Last week I was worrying about stuff. This week I’m, errm, still worrying about it.
Still high up my list is the autumn/fall and how I’m going to teach my course on negotiation, mainly because it’s going to be such a massive pain in the proverbial.
But rather than go, once again, through my agonising about that, I’m going to try to get you to think about the generic points of getting ready for next semester. Because you’re in this too.
The logic is simply that even if we hit peak infections now or in the coming weeks in our respective countries, covid-19 isn’t going to be solved. Instead, much of the local population won’t have been infected, vaccines won’t exist and the scope for a new wave of infections is substantial. Throw in the warm weather thing and the last quarter of this year looks like we well be doing this again, maybe even doing it still, but let’s hope not.
I note in passing that this view is, A) downbeat, and; B) in line with my general teaching practice of assuming that things might not work out as I wish, so I’d better have a fallback. And as I write last week, trying to do online learning properly is not a quick proposition, so we need to get moving now.
But it’s worse than that.
Not only will students’ expectations of provision be that much greater than they have been in the past few weeks, we also have to recognise that any new lockdown might be only intermittently in place during the new semester. So we’re going to have to design and run courses that might have to be simultaneously digital-native and ready to go back into the classroom.
So how to tackle this?
As so often, three ideas come forward.
Firstly, start with the digital. Given the profound uncertainty about It All, it makes sense to plan very conservatively. In this case, that means assuming that there will be some form of significant disruption to delivery at some point during the semester.

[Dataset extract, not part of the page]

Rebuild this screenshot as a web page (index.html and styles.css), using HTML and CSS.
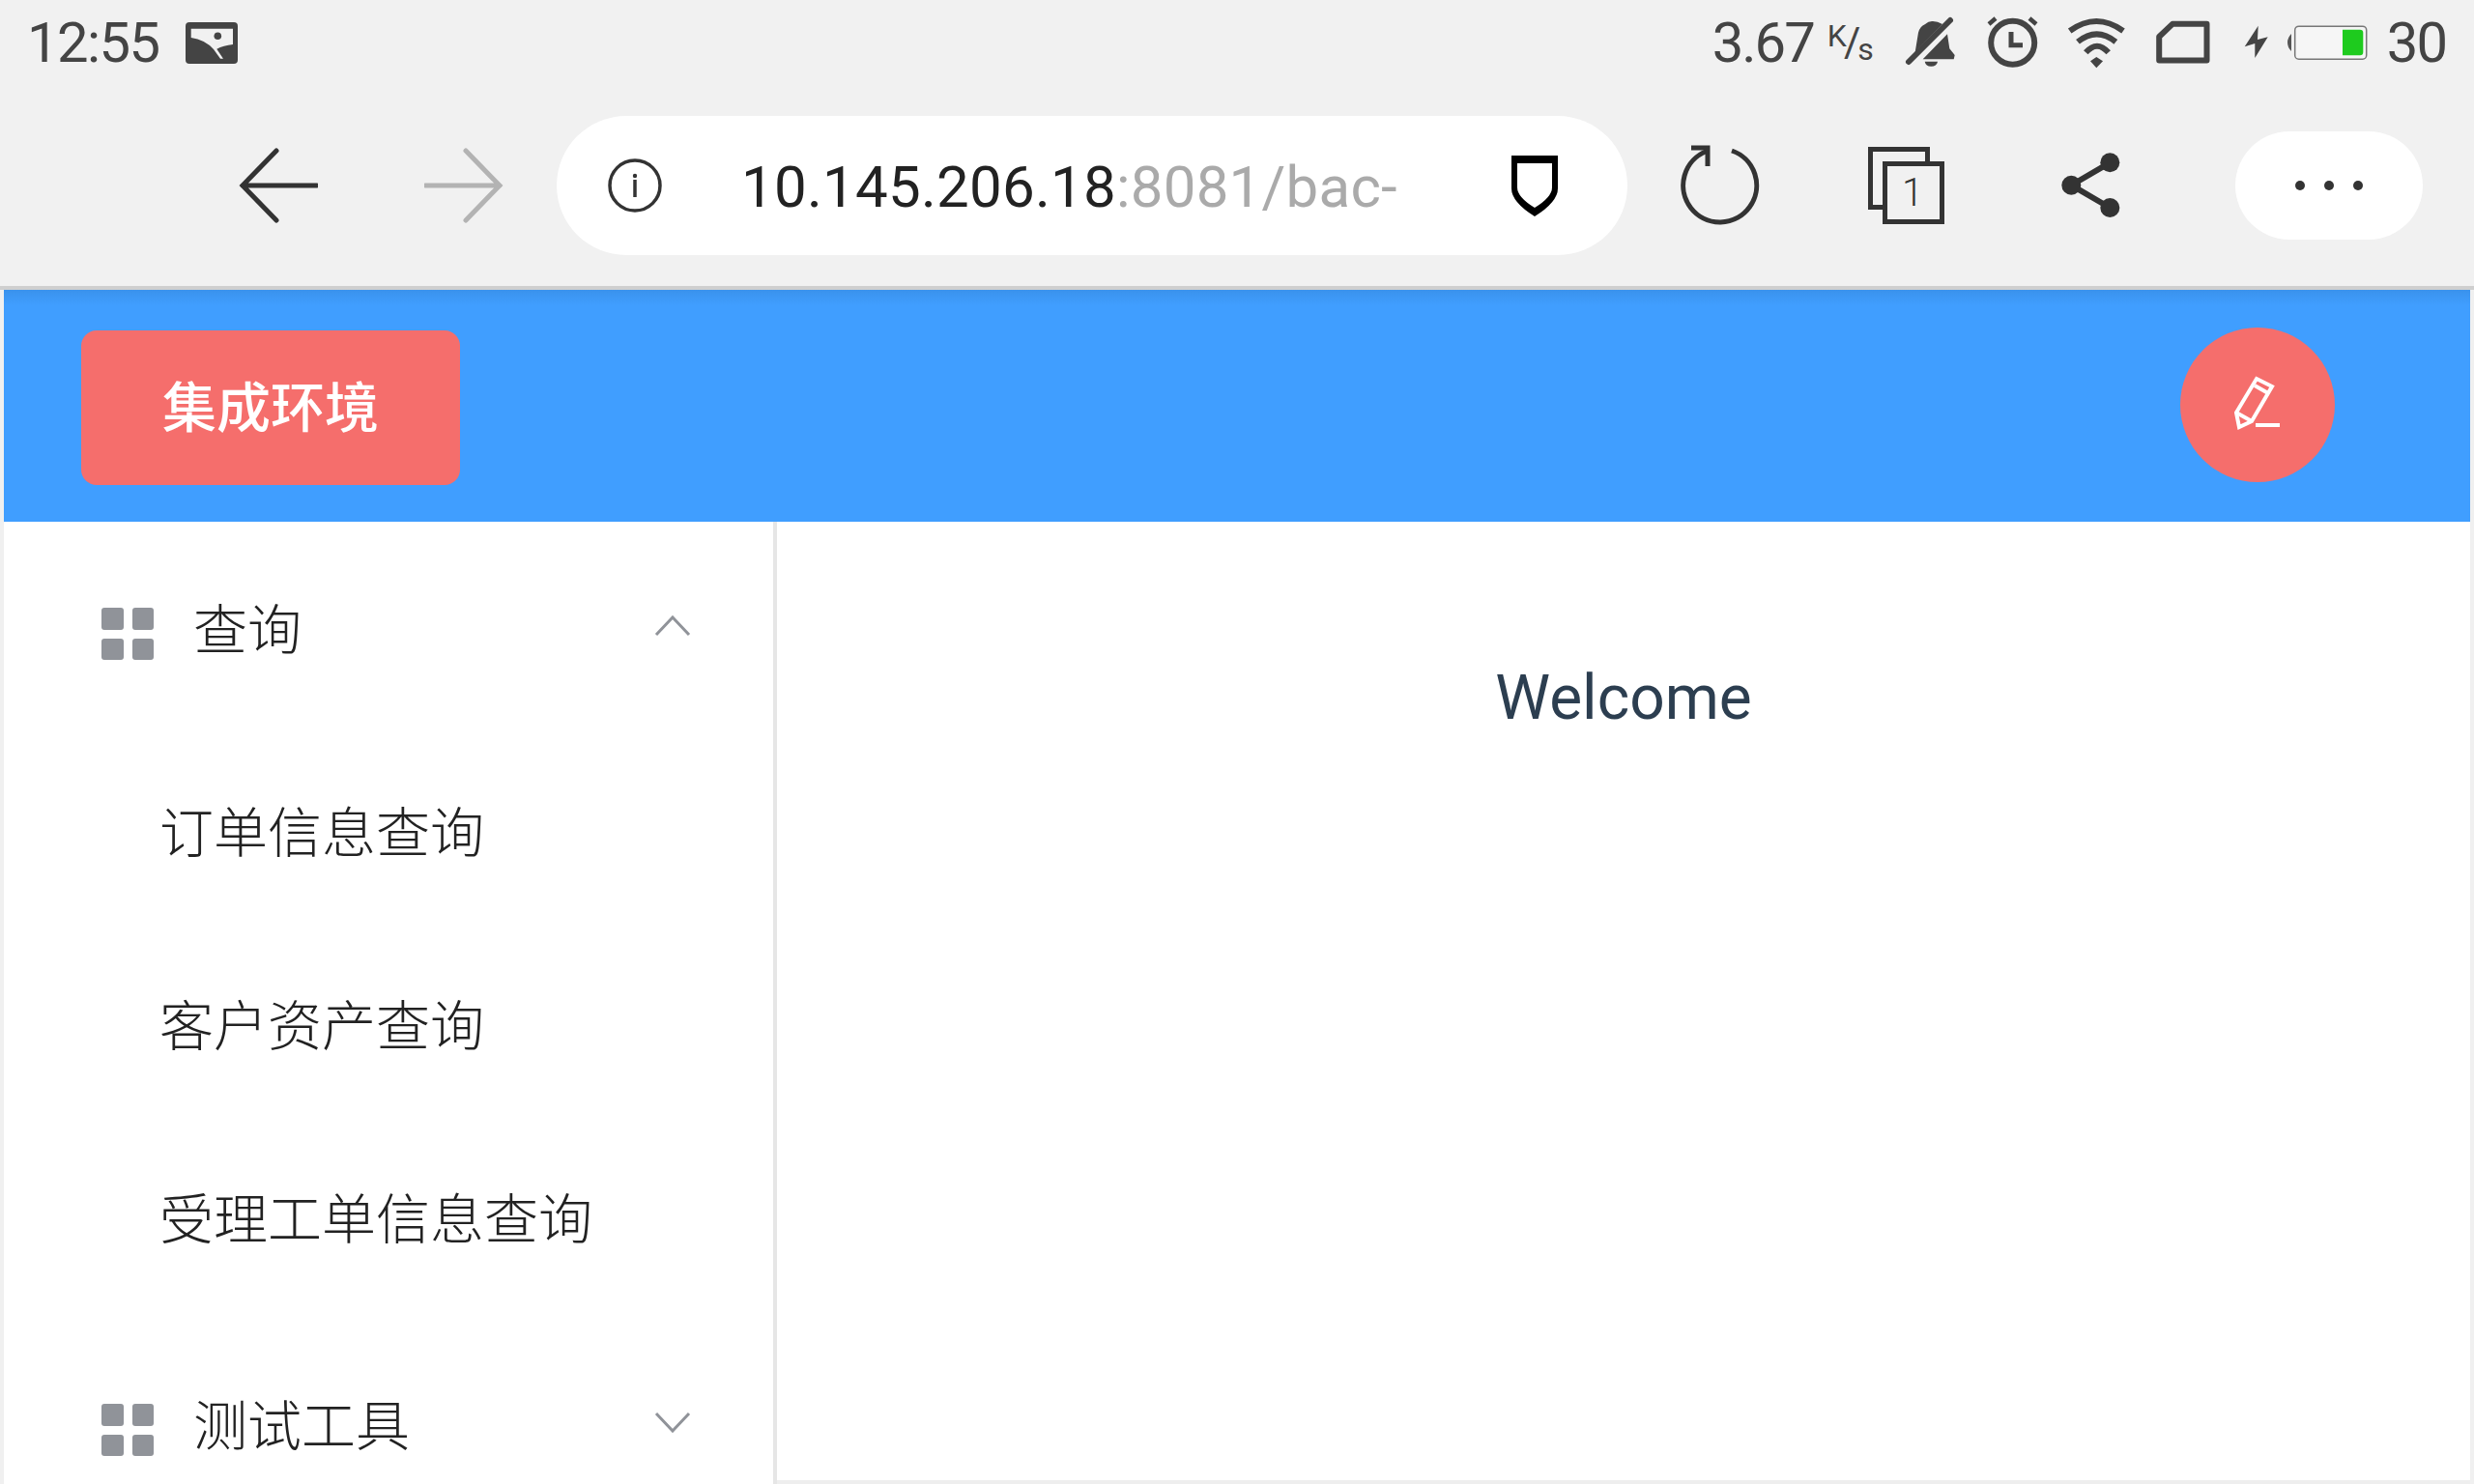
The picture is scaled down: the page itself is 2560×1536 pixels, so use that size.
FILE: index.html
```html
<!DOCTYPE html>
<html lang="zh-CN">

<head>
    <meta charset="UTF-8">
    <meta name="viewport" content="width=device-width, initial-scale=1.0">
    <title>集成环境</title>
    <link rel="stylesheet" href="styles.css">
</head>

<body>
    <!-- phone status bar -->
    <div class="statusbar">
        <div class="status-left">
            <span class="time">12:55</span>
            <svg class="icon-photo" width="54" height="43" viewBox="0 0 54 43">
                <rect width="54" height="43" rx="4" fill="#444"/>
                <path d="M5.7 6.7H49V23Q39 24 32.3 27.7L39 37.7H36L29 28Q20 18 5.7 16Z" fill="#f1f1f1"/>
                <circle cx="33.3" cy="14.3" r="3.8" fill="#444"/>
            </svg>
        </div>
        <div class="status-right">
            <span class="speed">3.67</span>
            <span class="speed-unit"><span class="unit-k">K</span><span class="unit-slash">/</span><span class="unit-s">s</span></span>
            <svg class="icon-bell" width="56" height="56" viewBox="0 0 56 56" fill="#444">
                <path d="M11.7 38L15 17.7Q17 11 21.7 9.3Q26 5.5 30 6Q35 6 40 9Z"/>
                <path d="M45 19.3L47.3 34.3L52.7 41L51.7 45.3H19.7Z"/>
                <path d="M21.7 47.7H35Q34 52.7 28.3 52.7Q22.7 52.7 21.7 47.7Z"/>
                <path d="M5 48L48 5" stroke="#444" stroke-width="6" stroke-linecap="round"/>
            </svg>
            <svg class="icon-alarm" width="54" height="56" viewBox="0 0 54 56" fill="none" stroke="#444">
                <circle cx="26.7" cy="28.3" r="22.5" stroke-width="6"/>
                <path d="M25 17V30.7H37" stroke-width="5"/>
                <path d="M2 9L9 3M44 3L51 9" stroke-width="4.5"/>
            </svg>
            <svg class="icon-wifi" width="68" height="58" viewBox="0 0 68 58" fill="none" stroke="#444" stroke-width="6">
                <path d="M5.7 17Q33.3 -3 61 17"/>
                <path d="M14 28.3Q33.6 12.3 53.3 28.3"/>
                <path d="M22.3 39.3Q34 26 45.7 39.3"/>
                <path d="M27 48.3L33.3 44L40 48.3L33.3 55.3Z" fill="#444" stroke="none"/>
            </svg>
            <svg class="icon-sim" width="58" height="48" viewBox="0 0 58 48" fill="none">
                <path d="M4.2 18L18 4.8H53.5V42.5H4.2Z" stroke="#444" stroke-width="6" stroke-linejoin="round"/>
            </svg>
            <svg class="icon-bolt" width="30" height="40" viewBox="0 0 30 40">
                <path d="M16.7 2.7L2.7 24.3L13.3 21V36L26.7 14.3L16 17Z" fill="#444"/>
            </svg>
            <svg class="icon-battery" width="84" height="38" viewBox="0 0 84 38">
                <path d="M5 10Q1 14 1 19Q1 24 5 28Z" fill="#555"/>
                <rect x="8.7" y="2.2" width="74" height="34" rx="4" fill="#f6f6f6" stroke="#777" stroke-width="1.5"/>
                <path d="M58 5.7H76Q79.3 5.7 79.3 9V29Q79.3 32.3 76 32.3H58Z" fill="#1ecb1e"/>
            </svg>
            <span class="battery-level">30</span>
        </div>
    </div>

    <!-- browser toolbar -->
    <div class="toolbar">
        <svg class="icon-back" width="84" height="80" viewBox="0 0 84 80" fill="none" stroke="#333" stroke-width="5">
            <path d="M41 4L6 40L41 76M6 40H83" stroke-linecap="round"/>
        </svg>
        <svg class="icon-forward" width="84" height="80" viewBox="0 0 84 80" fill="none" stroke="#b3b3b3" stroke-width="5">
            <path d="M43 4L78 40L43 76M78 40H1" stroke-linecap="round"/>
        </svg>
        <div class="urlbar">
            <svg class="icon-info" width="58" height="58" viewBox="0 0 58 58" fill="none" stroke="#333" stroke-width="3.5">
                <circle cx="29" cy="29" r="26"/>
                <path d="M29 23V41"/>
                <circle cx="29" cy="19" r="2.2" fill="#333" stroke="none"/>
            </svg>
            <span class="url"><span class="url-host">10.145.206.18</span>:8081/bac-</span>
            <svg class="icon-shield" width="48" height="63" viewBox="0 0 48 63">
                <path fill-rule="evenodd" d="M0 0H48V34Q48 48 24 63Q0 48 0 34ZM6 8V33Q6 43 24 54Q42 43 42 33V8Z" fill="#000"/>
            </svg>
        </div>
        <svg class="icon-reload" width="84" height="84" viewBox="0 0 84 84" fill="none" stroke="#333" stroke-width="5">
            <path d="M54 6A38 38 0 1 1 28 6.5"/>
            <path d="M12 3H29V22"/>
        </svg>
        <svg class="icon-tabs" width="79" height="80" viewBox="0 0 79 80" fill="none" stroke="#333" stroke-width="5">
            <rect x="2.5" y="2.5" width="59" height="60"/>
            <rect x="17.5" y="17.5" width="59" height="60" fill="#f1f1f1"/>
            <text class="tabs-count" x="46" y="61" text-anchor="middle">1</text>
        </svg>
        <svg class="icon-share" width="64" height="72" viewBox="0 0 64 72" fill="#333" stroke="#333">
            <path d="M51.3 12.3L11.3 35.7L51.3 59" fill="none" stroke-width="6"/>
            <circle cx="11.3" cy="35.7" r="10" stroke="none"/>
            <circle cx="51.3" cy="12.3" r="10" stroke="none"/>
            <circle cx="51.3" cy="59" r="10" stroke="none"/>
        </svg>
        <div class="more">
            <span class="dot"></span>
            <span class="dot"></span>
            <span class="dot"></span>
        </div>
    </div>

    <!-- the page itself -->
    <div class="app">
        <div class="header">
            <div class="env-tag">集成环境</div>
            <div class="edit-btn">
                <svg width="60" height="60" viewBox="0 0 60 60" fill="none" stroke="#fff" stroke-width="4">
                    <path d="M29 3L45 11L24 47L11 53L8 38Z"/>
                    <path d="M8 38L24 47M27 10L41 18"/>
                    <path d="M28 51H53"/>
                </svg>
            </div>
        </div>
        <div class="content">
            <div class="sidebar">
                <div class="menu-title">
                    <span class="grid-icon"><i></i><i></i><i></i><i></i></span>
                    <span class="menu-label">查询</span>
                    <svg class="chevron" width="38" height="22" viewBox="0 0 38 22" fill="none" stroke="#909399" stroke-width="3">
                        <path d="M2 20L19 2L36 20"/>
                    </svg>
                </div>
                <div class="menu-item">订单信息查询</div>
                <div class="menu-item">客户资产查询</div>
                <div class="menu-item">受理工单信息查询</div>
                <div class="menu-title">
                    <span class="grid-icon"><i></i><i></i><i></i><i></i></span>
                    <span class="menu-label">测试工具</span>
                    <svg class="chevron" width="38" height="22" viewBox="0 0 38 22" fill="none" stroke="#909399" stroke-width="3">
                        <path d="M2 2L19 20L36 2"/>
                    </svg>
                </div>
            </div>
            <div class="main">
                <p class="welcome">Welcome</p>
            </div>
        </div>
    </div>
</body>

</html>
```

FILE: styles.css
```css
body {
    margin: 0;
    height: 1536px;
    overflow: hidden;
    background-color: #f1f1f1;
    font-family: Roboto, "Noto Sans CJK SC", sans-serif;
    color: #303133;
}

svg {
    display: block;
    flex: none;
}

/* status bar */
.statusbar {
    height: 84px;
    display: flex;
    justify-content: space-between;
    align-items: center;
    padding: 4px 29px 0 28px;
    box-sizing: border-box;
    color: #444;
    font-size: 58px;
    letter-spacing: -2px;
}

.status-left,
.status-right {
    display: flex;
    align-items: center;
}

.time {
    letter-spacing: -1.6px;
}

.icon-photo {
    margin-left: 28px;
}

.speed {
    margin-right: 2px;
}

.speed-unit {
    display: flex;
    height: 44px;
    width: 46px;
    margin-left: 12px;
    letter-spacing: -1px;
    font-size: 32px;
    line-height: 30px;
}

.unit-k {
    align-self: flex-start;
}

.unit-slash {
    align-self: center;
    margin: 0 -2px;
    font-size: 42px;
    line-height: 44px;
}

.unit-s {
    align-self: flex-end;
}

.icon-bell {
    margin-left: 33px;
}

.icon-alarm {
    margin-left: 30px;
}

.icon-wifi {
    margin-left: 26px;
}

.icon-sim {
    margin-left: 26px;
}

.icon-bolt {
    margin-left: 32px;
}

.icon-battery {
    margin-left: 16px;
}

.battery-level {
    margin-left: 20px;
}

/* browser toolbar */
.toolbar {
    height: 216px;
    box-sizing: border-box;
    padding: 4px 0 0 245px;
    display: flex;
    align-items: center;
    border-bottom: 4px solid #cfcfcf;
}

.icon-forward {
    margin-left: 110px;
}

.urlbar {
    width: 1108px;
    height: 144px;
    margin-left: 53px;
    padding: 0 72px 0 52px;
    box-sizing: border-box;
    display: flex;
    align-items: center;
    background: white;
    border-radius: 72px;
}

.url {
    flex: 1;
    margin-left: 81px;
    padding-top: 2px;
    font-size: 60px;
    letter-spacing: 0.25px;
    color: #aaa;
    white-space: nowrap;
}

.url-host {
    color: #222;
}

.icon-reload {
    margin-left: 54px;
}

.icon-tabs {
    margin-left: 111px;
}

.tabs-count {
    font-size: 40px;
    font-weight: 300;
    fill: #333;
    stroke: none;
}

.icon-share {
    margin-left: 120px;
}

.more {
    width: 194px;
    height: 112px;
    margin-left: 117px;
    display: flex;
    justify-content: center;
    align-items: center;
    gap: 20px;
    background: white;
    border-radius: 56px;
}

.dot {
    width: 10px;
    height: 10px;
    border-radius: 50%;
    background-color: #333;
}

/* page */
.app {
    height: 1236px;
    padding: 0 4px;
    box-sizing: border-box;
    display: flex;
    flex-direction: column;
    background-color: #f0f0f0;
}

.header {
    height: 240px;
    flex: none;
    padding: 0 140px 0 80px;
    display: flex;
    justify-content: space-between;
    align-items: center;
    background: linear-gradient(#3a92ec, #409eff 16px);
}

.env-tag {
    width: 392px;
    height: 160px;
    margin-top: 4px;
    padding-bottom: 10px;
    box-sizing: border-box;
    display: flex;
    justify-content: center;
    align-items: center;
    background-color: #f56e6c;
    border-radius: 16px;
    color: white;
    font-size: 56px;
    font-weight: 500;
}

.edit-btn {
    width: 160px;
    height: 160px;
    margin-top: -2px;
    display: flex;
    justify-content: center;
    align-items: center;
    background-color: #f56e6c;
    border-radius: 50%;
}

.content {
    flex: 1;
    display: flex;
    min-height: 0;
    background: white;
}

.sidebar {
    width: 800px;
    flex: none;
    padding-top: 4px;
    box-sizing: border-box;
    overflow: hidden;
    border-right: 4px solid #e6e6e6;
    font-size: 56px;
    font-weight: 300;
    color: #222;
}

.menu-title {
    height: 224px;
    padding: 0 85px 0 101px;
    display: flex;
    align-items: center;
}

.grid-icon {
    width: 54px;
    height: 54px;
    flex: none;
    display: grid;
    grid-template-columns: 1fr 1fr;
    gap: 9px;
}

.grid-icon i {
    background-color: #909399;
    border-radius: 3px;
}

.menu-label {
    flex: 1;
    margin-left: 41px;
    margin-bottom: 18px;
}

.chevron {
    margin-bottom: 16px;
}

.menu-item {
    height: 200px;
    padding-left: 161px;
    padding-bottom: 22px;
    box-sizing: border-box;
    display: flex;
    align-items: center;
}

.main {
    flex: 1;
    border-bottom: 4px solid #eee;
}

.welcome {
    margin: 145px 0 0;
    font-size: 64px;
    line-height: 76px;
    text-align: center;
    color: #2c3e50;
}
```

Even if there is only a brief lockdown, you may find that effects are more lasting, with travel restrictions on your overseas students, plus unwillingness by all students to return to campuses (especially if they become associated with being sites of infection). That all points to online delivery being useful in any case.
In addition, online is your fallback: there’s no sign that any of this is going to compromise either digital access or electricity generation [goodness, this is cheery, isn’t it?], so online is the sensible plan to start from.
That means building your course with a digital core, and the capacity to run it entirely digitally, but with scope to move elements back into the classroom as needed/possible. However, even when moving back, you probably still need to provide for digital access to those classroom spaces, for those that can’t be there.
Put like that, it’s much simpler to think about the balance of what goes where.
Second idea is that we treat passive and active elements separately. How you handle transmitting knowledge/skills is going to be different from spaces in which students get to explore.
This is a bit more tricky, because the boundary is rather blurred here: active learning is precisely about developing knowledge and skills, but through practice rather than transmission. But let’s work through the thought.
IF you have lectures, then these can be parked into a digital package relatively easily. You park yourself in front of a webcam, set up your preferred/mandated package and record a lecture. That can be kept on your local intranet, for students to watch whenever: the content (at this point) doesn’t need to seen simultaneously, so park it and focus on building spaces for what does need to happen at the same time.
More active elements typically fall into those categories: if you want debate or discussion, especially face-to-face, then you need time-slots and technology to make that happen. But also, that’s not essential: think about the options you have for asynchronous debate (forums, threads, wikis, etc.).
A big part of this is putting yourself in the shoes of the students. How are they going to encounter and interact with your course, if they are sitting at home (again) or if they are sitting in the classroom? Again, given the uncertainty, might you run multiple elements simultaneously, so that you can weight them differently as the situation changes, or so that different students in different situations all have opportunities to learn?
And all of this comes back to the final idea: digital is different. Yes, you can move stuff online, but that’s not the same as creating digital learning spaces.
Partly, that’s about options available to you. There are things you can do online that aren’t really possible in the classroom: the production and use of multimedia, the accessing of asynchronous learning, the manipulation of learning spaces. But equally, there are things you lose: the physical collocation (with all the interpersonal skills development that allows for), the scope to pick up on cues from those struggling, the (relatively) undivided focus.
But also it’s all a reminder that we can’t keep making the same assumptions about our students as before. As you’ve seen in the past weeks, students have many other concerns that your class: in a minor way, that’s been because of the format, but that minor way is likely to grow as they become more comfortable with their changed personal situation and try to get back to ‘normal’. It’s precisely at that point that you have to offer something that is compelling enough to engage and stimulate them.
Some of it’s good, some of it’s bad, but we have to think about it primarily as just being different, and with that difference comes opportunity. See it as a moment to try out something new, that works in that space.
And that new isn’t going to be the same for all of us.
Just like before, there are many, many different ways to help students learn. You need to find one that works for your objectives, and for your students. So look around, talk with colleagues and students themselves, read the copious materials available online, and lay your plans now.
If nothing else, it’ll help pass the time.